For this reason, we're opening eight stores this year and 35 in the next five years, with the idea to have close to 50 stores in the northern part with a specialized distribution center there, improving our logistic costs, competing with better cost there operational model. Also we are developing the private label because the penetration in Peru of private label is not the same in Chile. In Chile is 13%, but there is 1% or less. The idea is to reflect our development of private label in Chile, also in Peru.
We are working in this synergies and with the idea to have more competitiveness there, not only for the number of the store, also in the commercial point of view.
Perfect. Thank you, Arturo.
I have another question for Eduardo Ramírez. What is our forecast for the next quarter in terms of same-store sales? We are expecting improvement, in fact, in April and also in the first days of May, the revenues are improving. The idea is to recover in the se-
Cash and carry segment. In fact, we are improving in Alvi and also in the soft discount segment. Notice the growth is not so significant because, with the idea to improve our commercial efficiency, we reduce some business in the volume business in this segment, in cash and carry, with very low profitability. Because the focus today is on the profitability and the commercial efficiency, we eliminate some business, the volume business with very low margin. For this reason it is more difficult, considering the comparable base to grow Q1. The idea is to incorporate more volume business with good profitability. We implement some changes in this area.
The idea is to recover part of this segment, but always considering the profitability. The gross margin is in fact at an optimal level for us. It's absolutely possible to keep this level of gross margin in the next quarter. We can improve a little bit because, as we said in the end of last year, we acquired a new company, the trading company. We are working to increase our sourcing in the world and also in Chile. We're expecting to obtain good savings in purchases, not only for our private label, also for the national brands.
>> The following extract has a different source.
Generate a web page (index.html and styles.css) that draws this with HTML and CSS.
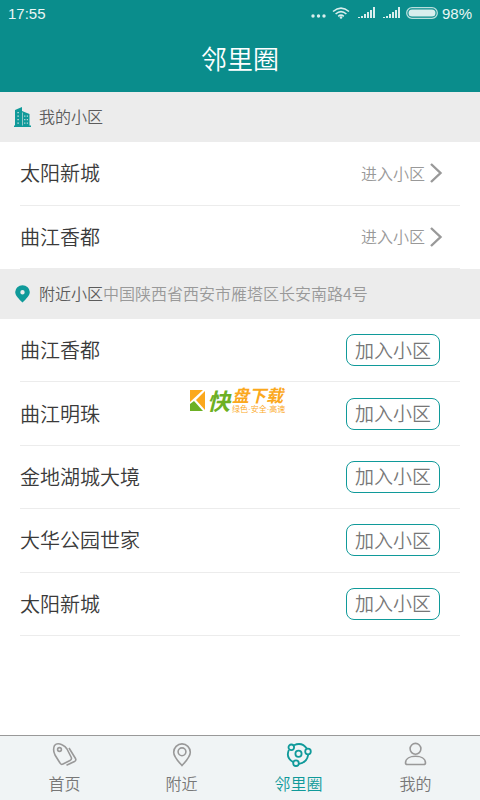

In fact, in the second half of this year, the idea is to capture part of this efficiencies, commercial efficiencies. With this company, the idea is to purchase 150 billion pesos with savings of 3%-5%, which in revenue CLP 5 billion-CLP 7 billion pesos per year. That is a very important initiative to improve the gross margin or increase our competitiveness to increase our sales in the future. In terms of leverage, the idea is not to increase our indebtedness. We don't have any refinancing, important refinancing in the rest of 2025 and also 2026. The expansion plan is to finance with the EBITDA or.
As explained before, the depreciation and amortization. Therefore, the idea is not to increase indebtedness and the leverage should be in the same level. In terms of the EBITDA or net debt to EBITDA, probably will depend on the EBITDA performance. The idea is to improve our EBITDA, therefore it should be better than the previous quarter in the next quarter. When will we reach the 9% EBITDA? It depends on the growth. The idea is in this year to recover 8.5%, and in the next year to reach 9% as long-term target for the company.
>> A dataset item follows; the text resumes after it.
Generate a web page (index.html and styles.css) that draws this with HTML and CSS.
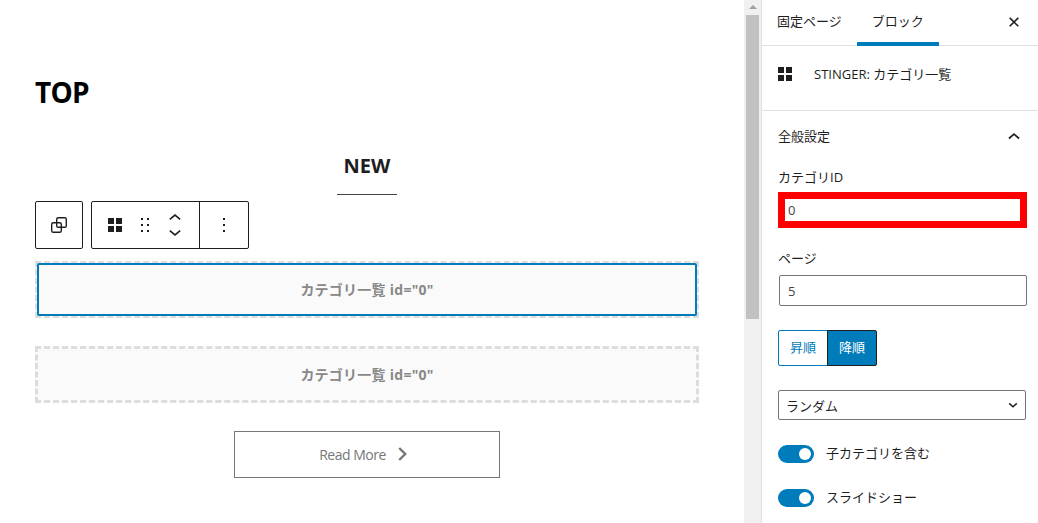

The calendar effect, the leap year effect, is 1% or 2% of growth in revenues. That is the effect of the leap year. Another question.
It looks like we've covered all of the questions.
Yes.
If you have a question you didn't get to ask, feel free to get in touch with us. We'll be happy to help you out. Thanks everybody so much for joining us today. We hope you have a great day, and we hope you join us next quarter.
Thank you very much. This concludes today's conference call. We'll now be closing all the lines. Thank you and bye.